INDEPENDENT NEWS

Lucinda Willams - NZ Tour

Published: Wed 7 Dec 2011 12:25 PM
Adrian Bohm Presents is pleased to announce the return of three time Grammy winner LUCINDA WILLIAMS for a New Zealand tour in April 2012.
With a recording career that is now in its fourth decade, her latest album BLESSED released in March 2011 received rave reviews worldwide. It’s not all that hard to find an artist who’s capable of offering a guided tour of life’s dark clouds – nor is it rare to come into contact with one who can hone in on the silver lining. But the ability to do both with equal grace, well, that’s an altogether rarer gift – and it’s one that Lucinda Williams displays with remarkable élan on this album.
“Being married and feeling comfortable in my life, I’ve been able to go outside myself and write about other things,” she says. “I feel like this album, as a whole, is positive, but it’s not my so-called ‘happy’ album. Yes, I’m in love and I’m happy in my personal life. But my personal life isn’t the only focus. There aren’t all those unrequited love, ‘I’ve been shot down by a bad boy songs’ … well, there’s one of those … but there are songs about all sorts of things. It’s just a lot easier to stretch these days.”
“I didn’t have a fully realized picture of what I wanted the album to sound like going in, but I hardly ever do,” says Williams. “Back when I was playing open mic nights by myself, I’d be sitting up there with my Martin guitar and doing ‘Angel’ by Jimi Hendrix or ‘Politician’ by Cream alongside Robert Johnson and Memphis Minnie songs. It never occurred to me to pick just one style. That’s stayed with me ever since. ”
Williams has never hesitated to wave that flag of iconoclasm, but she’s never used it as a shield. Ever since the release of her 1978 debut Ramblin’ on My Mind, the Louisiana-bred singer-songwriter has been ready, willing and able to call upon both her natural affinity for roots music and her familial literary tradition. She learned the importance of professional integrity around the same time most kids are learning their ABC’s, thanks in large part to her award-winning poet father Miller Williams, where she grew around poets and novalists and they all had families and normal lives. He invested her with a “culturally rich, but economically poor” upbringing where artistic expression was of primary importance.
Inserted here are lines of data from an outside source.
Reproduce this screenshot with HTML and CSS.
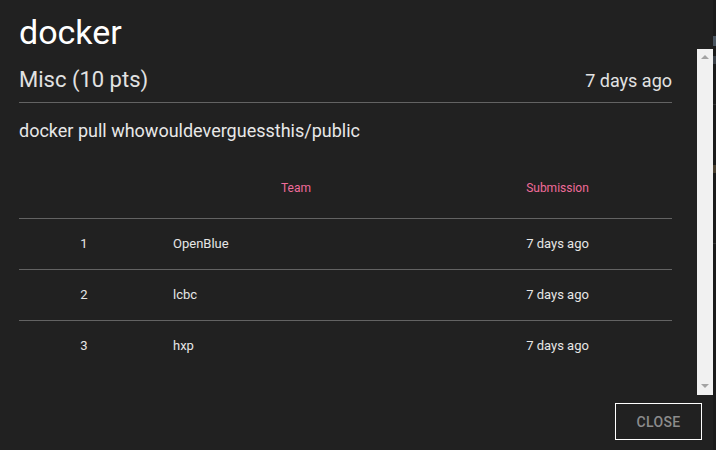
FILE: index.html
```html
<!DOCTYPE html>
<html>
<head>
<meta charset="utf-8">
<link rel="stylesheet" href="styles.css">
</head>
<body>
<div class="screen">
  <div class="dialog">
    <h1 class="title">docker</h1>
    <div class="body">
      <div class="content">
        <div class="meta">
          <span class="category">Misc (10 pts)</span>
          <span class="age">7 days ago</span>
        </div>
        <p class="desc">docker pull whowouldeverguessthis/public</p>
        <table class="solves">
          <colgroup>
            <col class="c-rank"><col class="c-team"><col class="c-sub">
          </colgroup>
          <thead>
            <tr><th></th><th>Team</th><th>Submission</th></tr>
          </thead>
          <tbody>
            <tr><td class="rank">1</td><td class="team">OpenBlue</td><td class="sub">7 days ago</td></tr>
            <tr><td class="rank">2</td><td class="team">lcbc</td><td class="sub">7 days ago</td></tr>
            <tr><td class="rank">3</td><td class="team">hxp</td><td class="sub">7 days ago</td></tr>
          </tbody>
        </table>
      </div>
      <div class="scrollbar">
        <span class="arrow up"></span>
        <span class="arrow down"></span>
      </div>
    </div>
    <div class="actions">
      <button class="close">Close</button>
    </div>
  </div>
  <div class="behind">
    <span class="mark m1"></span>
    <span class="mark m2"></span>
    <span class="mark m3"></span>
    <span class="mark m4"></span>
    <span class="mark m5"></span>
  </div>
</div>
</body>
</html>
```
FILE: styles.css
```css
* { box-sizing: border-box; }
html, body { margin: 0; padding: 0; background: #212121; }
body {
  font-family: Roboto, "Liberation Sans", Arial, sans-serif;
  color: rgba(255,255,255,0.87);
  width: 716px;
  height: 450px;
  overflow: hidden;
}
.screen { display: flex; width: 716px; height: 450px; }
.dialog {
  width: 713px;
  height: 450px;
  background: #212121;
  display: flex;
  flex-direction: column;
}
.title {
  margin: 0;
  padding: 15px 0 0 19px;
  height: 49px;
  font-size: 34px;
  line-height: 34px;
  font-weight: 400;
  color: #ffffff;
}
.body {
  display: flex;
  height: 346px;
}
.content {
  width: 697px;
  padding: 0 25px 0 19px;
}
.meta {
  display: flex;
  justify-content: space-between;
  align-items: baseline;
  padding-top: 18px;
  padding-bottom: 8px;
  font-size: 22px;
  line-height: 26px;
  color: #e2e2e2;
  border-bottom: 1px solid #636363;
}
.age { font-size: 18px; }
.desc {
  margin: 14px 0 0 0;
  font-size: 18px;
  line-height: 27px;
  color: #e8e8e8;
}
.solves {
  margin-top: 14px;
  width: 653px;
  border-collapse: collapse;
  table-layout: fixed;
  font-size: 13px;
}
.c-rank { width: 130px; }
.c-team { width: 294px; }
.c-sub { width: 229px; }
.solves th {
  height: 60px;
  font-size: 12px;
  font-weight: 400;
  color: #f06b9a;
  text-align: center;
  padding: 0;
  border-bottom: 1px solid #636363;
}
.solves td {
  height: 51px;
  padding: 0;
  color: #e6e6e6;
  border-bottom: 1px solid #636363;
}
.solves tbody tr:last-child td { border-bottom: none; }
.rank { text-align: center; }
.team { text-align: left; padding-left: 24px !important; }
.sub { text-align: center; }
.scrollbar {
  width: 16px;
  height: 346px;
  background: #f1f1f1;
  display: flex;
  flex-direction: column;
  justify-content: space-between;
  align-items: center;
  padding: 6px 0 7px 0;
}
.arrow {
  width: 0;
  height: 0;
  border-left: 4px solid transparent;
  border-right: 4px solid transparent;
}
.arrow.up { border-bottom: 4px solid #a3a3a3; }
.arrow.down { border-top: 4px solid #a3a3a3; }
.actions {
  height: 55px;
  display: flex;
  justify-content: flex-end;
  align-items: flex-start;
  padding: 8px 11px 0 0;
}
.close {
  width: 87px;
  height: 37px;
  background: transparent;
  border: 1px solid #ffffff;
  border-radius: 0;
  color: #8c8c8c;
  font-family: Roboto, "Liberation Sans", Arial, sans-serif;
  font-size: 14px;
  font-weight: 500;
  text-transform: uppercase;
  letter-spacing: 0.3px;
  padding: 0;
}
.behind {
  width: 3px;
  height: 450px;
  background: #1b1b1b;
  display: flex;
  flex-direction: column;
}
.mark { display: block; width: 3px; }
.m1 { height: 10px; margin-top: 36px; background: #4a5560; }
.m2 { height: 8px; margin-top: 10px; background: #3a4048; }
.m3 { height: 1px; margin-top: 40px; background: #333; }
.m4 { height: 8px; margin-top: 60px; background: #4a4030; }
.m5 { height: 1px; margin-top: 70px; background: #333; }
```
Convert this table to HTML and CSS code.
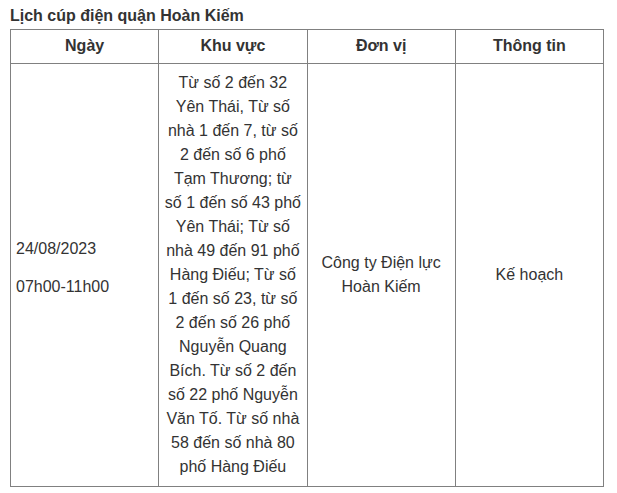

Later, she’d hone her vision playing hardscrabble clubs around her adopted home state of Texas, absorbing the influence of sources as varied as Bob Dylan and Lightnin’ Hopkins.
In recent times, Williams has shown herself to be the kind of artist who’ll never back down from a challenge, whether collaborating with surprisingly kindred spirits like M. Ward and Flogging Molly or putting her own spin on iconic tunes like Bob Dylan’s “Positively 4th Street” and Jimmy Webb’s classic “Galveston”. She’s taken that same approach to her most recent recordings as a solo artist as well: The 2006 release West and 2008’s buoyant Little Honey - an album Paste hailed as “an album that brims with varied, impeccable writing” - made for an ethereal emotional travelogue that takes in both great loss and the sort of discovery one can only make when emotional barriers are taken down.
“People buy into this myth that once you’re quote happy unquote, you just die as an artist – that’s inane. It’s ridiculous,” she says. “People have actually asked me, ‘well, will you still be able to write now that your life is happy?’ That’s a somewhat pedantic point of view, the myth that happiness can’t be part of the backbone of creativity. Whether you’re a longtime Lucinda Williams fan or just discovering her wonderfully captivating music for the first time, these shows are not to be missed.